During the years Shīʿa scholars have unanimously agreed, without denial, that the Ṣaḥīfa traces its roots back to Zayn al-ʿĀbidīn, the different opinions may be due to the different collections of prayers the scholars have collected.97 However, according to Chittick’s translation, the arrangement of the text allows to draw a certain distinction between the fifty-four supplications, which make the main body of the text, and the additional supplications which make up the fourteen addenda (including the prayers for the days of the week) and the fifteen munajāt or ‘whispered prayers’.

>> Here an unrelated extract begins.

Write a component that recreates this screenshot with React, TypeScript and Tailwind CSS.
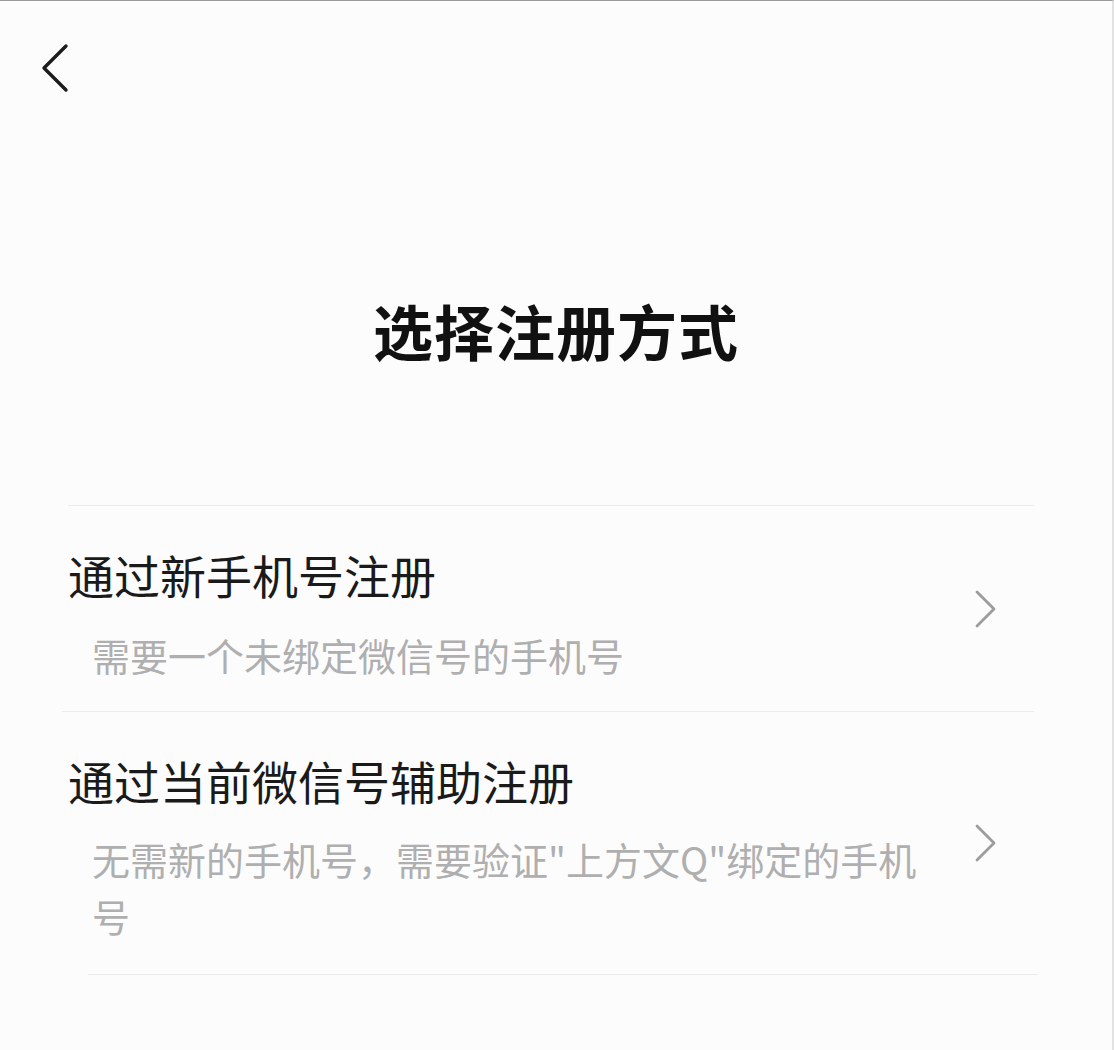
import React from "react";

const FONT = "font-['Noto_Sans_CJK_SC','Noto_Sans',sans-serif]";

function BackIcon() {
  return (
    <svg width="28" height="50" viewBox="0 0 28 50" fill="none" aria-hidden="true">
      <polyline
        points="25,3 3,25 25,47"
        stroke="#1c1c1c"
        strokeWidth="3.4"
        strokeLinecap="round"
        strokeLinejoin="round"
      />
    </svg>
  );
}

function ChevronRight() {
  return (
    <svg width="24" height="38" viewBox="0 0 24 38" fill="none" aria-hidden="true">
      <polyline
        points="3,2 20,19 3,36"
        stroke="#9c9c9c"
        strokeWidth="2.8"
        strokeLinecap="round"
        strokeLinejoin="round"
      />
    </svg>
  );
}

export default function App() {
  return (
    <div
      className={`${FONT} w-[1114px] h-[1050px] bg-[#fcfcfd] border-t border-t-[#9a9a9a] border-r-[2px] border-r-[#e2e2e2] overflow-hidden`}
    >
      {/* top bar */}
      <div className="pl-[41px] pt-[42px] h-[100px]">
        <BackIcon />
      </div>

      {/* page title */}
      <h1 className="mt-[199px] text-center text-[60px] leading-[60px] font-bold text-[#111] tracking-[1px]">
        选择注册方式
      </h1>

      {/* options */}
      <div className="mt-[145px] ml-[68px] mr-[78px]">
        <div className="border-t border-[#ececec]" />

        <div className="flex items-start">
          <div className="w-[880px] pt-[40px] pb-[28px]">
            <p className="text-[46px] leading-[56px] text-[#1a1a1a]">通过新手机号注册</p>
            <p className="mt-[25px] pl-[24px] text-[38px] leading-[56px] text-[#afafaf]">
              需要一个未绑定微信号的手机号
            </p>
          </div>
          <div className="pt-[84px] ml-[26px]">
            <ChevronRight />
          </div>
        </div>

        <div className="border-t border-[#ececec] -ml-[6px]" />

        <div className="flex items-start">
          <div className="w-[880px] pt-[40px] pb-[30px]">
            <p className="text-[46px] leading-[56px] text-[#1a1a1a]">通过当前微信号辅助注册</p>
            <p className="mt-[22px] pl-[24px] pr-[20px] text-[38px] leading-[57px] text-[#afafaf]">
              无需新的手机号，需要验证"上方文Q"绑定的手机号
            </p>
          </div>
          <div className="pt-[112px] ml-[26px]">
            <ChevronRight />
          </div>
        </div>

        <div className="border-t border-[#ececec] ml-[20px] -mr-[4px]" />
      </div>
    </div>
  );
}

He maintains that the original fifty-four supplications show an undeniable freshness and unity of theme and style, while the latter, especially the munajāt, add a certain orderliness and self-conscious artistry which may suggest the hand of an editor.98 The addenda are said to have been collected and added to the text by Shams al-Dīn Muḥammad b.
Makkī, known as al-Shaḥīd al-Awwal (the ‘first martyr’), the famous author of Al-Lumʿat al-Dimishqīyya in jurisprudence (fiqh) who was killed in Aleppo in 786/1384. The fifteen munajāt have been added to several modern editions of the Ṣaḥīfa and seem to have been brought to the attention of the main body of the Shī‛a by ‛Allāma Muḥammad Bāqir Majlisī (d. 1109/1698), author of the monumental compilation of Shī‛ī ḥadīth, Biḥar al-Anwār.
Over the years many scholars have written about the Ṣaḥīfa and numerous commentaries have been written, Buzurg Ṭihrānī lists them in the Dharīʿa to be close to seventy, with one of the earlier commentators being ʿAllāmah al-Ḥīllī (d.726/1325)and Muḥammad Bāqir al-Majlisī (d. 1109/1698).
2.1 Authenticity of Text As with any classical document or text not being free from and exempted from the critique and analysis concerning its historical reliability, particularly in light of modern scholarship, a study of the authenticity of the Ṣaḥīfa is inescapable.
Questions concerning the authenticity of the text, which have also been put to the body of early Arabic poetry, started early, and in ʿUmayyad times at the latest and have continued since.99 To undertake a serious study and analysis of the relative historical reliability of the individual supplications found in all the versions of the Ṣaḥīfa, would be a study of great proportions, an undertaking which would certainly fall outside the scope of this study, as it alone may equal independent research in itself.